**Problem**
Pull each line holding the word "styles" from the data.
+ + + + +
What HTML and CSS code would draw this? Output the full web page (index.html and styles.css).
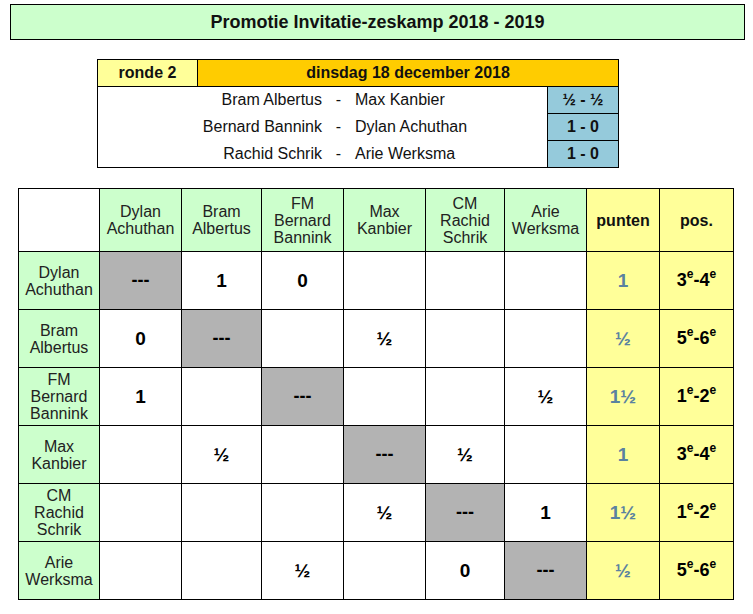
FILE: index.html
```html
<!DOCTYPE html>
<html lang="nl">
<head>
<meta charset="utf-8">
<title>Promotie Invitatie-zeskamp 2018 - 2019</title>
<link rel="stylesheet" href="styles.css">
</head>
<body>
<div class="page">
  <div class="title">Promotie Invitatie-zeskamp 2018 - 2019</div>

  <div class="round">
    <div class="round-label">ronde 2</div>
    <div class="round-date">dinsdag 18 december 2018</div>
    <div class="pairs">
      <span class="p-home">Bram Albertus</span><span class="p-dash">-</span><span class="p-away">Max Kanbier</span>
      <span class="p-home">Bernard Bannink</span><span class="p-dash">-</span><span class="p-away">Dylan Achuthan</span>
      <span class="p-home">Rachid Schrik</span><span class="p-dash">-</span><span class="p-away">Arie Werksma</span>
    </div>
    <div class="score score-1">½ - ½</div>
    <div class="score score-2">1 - 0</div>
    <div class="score score-3">1 - 0</div>
  </div>

  <div class="cross">
    <div class="c blank"></div>
    <div class="c head">Dylan<br>Achuthan</div>
    <div class="c head">Bram<br>Albertus</div>
    <div class="c head">FM<br>Bernard<br>Bannink</div>
    <div class="c head">Max<br>Kanbier</div>
    <div class="c head">CM<br>Rachid<br>Schrik</div>
    <div class="c head">Arie<br>Werksma</div>
    <div class="c tot-head">punten</div>
    <div class="c tot-head">pos.</div>

    <div class="c name">Dylan<br>Achuthan</div>
    <div class="c self">---</div>
    <div class="c res">1</div>
    <div class="c res">0</div>
    <div class="c res"></div>
    <div class="c res"></div>
    <div class="c res"></div>
    <div class="c pts">1</div>
    <div class="c pos">3<span class="sup">e</span>-4<span class="sup">e</span></div>

    <div class="c name">Bram<br>Albertus</div>
    <div class="c res">0</div>
    <div class="c self">---</div>
    <div class="c res"></div>
    <div class="c res">½</div>
    <div class="c res"></div>
    <div class="c res"></div>
    <div class="c pts">½</div>
    <div class="c pos">5<span class="sup">e</span>-6<span class="sup">e</span></div>

    <div class="c name">FM<br>Bernard<br>Bannink</div>
    <div class="c res">1</div>
    <div class="c res"></div>
    <div class="c self">---</div>
    <div class="c res"></div>
    <div class="c res"></div>
    <div class="c res">½</div>
    <div class="c pts">1½</div>
    <div class="c pos">1<span class="sup">e</span>-2<span class="sup">e</span></div>

    <div class="c name">Max<br>Kanbier</div>
    <div class="c res"></div>
    <div class="c res">½</div>
    <div class="c res"></div>
    <div class="c self">---</div>
    <div class="c res">½</div>
    <div class="c res"></div>
    <div class="c pts">1</div>
    <div class="c pos">3<span class="sup">e</span>-4<span class="sup">e</span></div>

    <div class="c name">CM<br>Rachid<br>Schrik</div>
    <div class="c res"></div>
    <div class="c res"></div>
    <div class="c res"></div>
    <div class="c res">½</div>
    <div class="c self">---</div>
    <div class="c res">1</div>
    <div class="c pts">1½</div>
    <div class="c pos">1<span class="sup">e</span>-2<span class="sup">e</span></div>

    <div class="c name">Arie<br>Werksma</div>
    <div class="c res"></div>
    <div class="c res"></div>
    <div class="c res">½</div>
    <div class="c res"></div>
    <div class="c res">0</div>
    <div class="c self">---</div>
    <div class="c pts">½</div>
    <div class="c pos">5<span class="sup">e</span>-6<span class="sup">e</span></div>
  </div>
</div>
</body>
</html>
```
FILE: styles.css
```css
html, body {
  margin: 0;
  padding: 0;
  background: #ffffff;
}

body {
  font-family: "Liberation Sans", Arial, sans-serif;
  color: #000000;
}

.page {
  width: 753px;
  height: 614px;
  padding-top: 4px;
  box-sizing: border-box;
}

.title {
  margin-left: 10px;
  width: 735px;
  height: 36px;
  box-sizing: border-box;
  border: 1px solid #000000;
  background: #ccffcc;
  display: flex;
  align-items: center;
  justify-content: center;
  font-size: 18px;
  font-weight: bold;
  color: #111111;
}

/* round block */
.round {
  margin-top: 19px;
  margin-left: 97px;
  width: 522px;
  box-sizing: border-box;
  border: 1px solid #000000;
  background: #000000;
  display: grid;
  grid-template-columns: 99px 349px 70px;
  grid-template-rows: 26px 26px 26px 26px;
  gap: 1px;
}

.round-label {
  background: #ffff99;
  display: flex;
  align-items: center;
  justify-content: center;
  font-size: 16px;
  font-weight: bold;
  color: #111111;
}

.round-date {
  grid-column: 2 / 4;
  background: #ffcc00;
  display: flex;
  align-items: center;
  justify-content: center;
  font-size: 16px;
  font-weight: bold;
  color: #111111;
}

.pairs {
  grid-column: 1 / 3;
  grid-row: 2 / 5;
  background: #ffffff;
  display: grid;
  grid-template-columns: 224px 33px 1fr;
  grid-template-rows: 26px 26px 26px;
  row-gap: 1px;
  font-size: 16px;
  color: #111111;
}

.pairs span {
  display: flex;
  align-items: center;
}

.p-home {
  justify-content: flex-end;
}

.p-dash {
  justify-content: center;
}

.p-away {
  justify-content: flex-start;
}

.score {
  grid-column: 3;
  background: #95cadb;
  display: flex;
  align-items: center;
  justify-content: center;
  font-size: 16px;
  font-weight: bold;
  color: #111111;
}

/* cross table */
.cross {
  margin-top: 20px;
  margin-left: 18px;
  width: 716px;
  box-sizing: border-box;
  border: 1px solid #000000;
  background: #000000;
  display: grid;
  grid-template-columns: 80px 81px 79px 81px 81px 78px 81px 72px 73px;
  grid-template-rows: 62px repeat(6, 57px);
  gap: 1px;
}

.c {
  display: flex;
  align-items: center;
  justify-content: center;
  text-align: center;
  background: #ffffff;
  font-size: 16px;
  line-height: 17px;
}

.blank {
  background: #ffffff;
}

.head,
.name {
  background: #ccffcc;
  color: #222222;
}

.tot-head {
  background: #ffff99;
  font-weight: bold;
  color: #111111;
}

.self {
  background: #b3b3b3;
  font-weight: bold;
  font-size: 18px;
}

.res {
  font-weight: bold;
  font-size: 19px;
}

.pts {
  background: #ffff99;
  font-weight: bold;
  font-size: 19px;
  color: #5a82a0;
}

.pos {
  background: #ffff99;
  font-weight: bold;
  font-size: 18px;
  color: #000000;
}

.sup {
  font-size: 12px;
  position: relative;
  top: -6px;
}
```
+ + + + +
**Problem solution**
What HTML and CSS code would draw this? Output the full web page (index.html and styles.css).
<link rel="stylesheet" href="styles.css">
FILE: styles.css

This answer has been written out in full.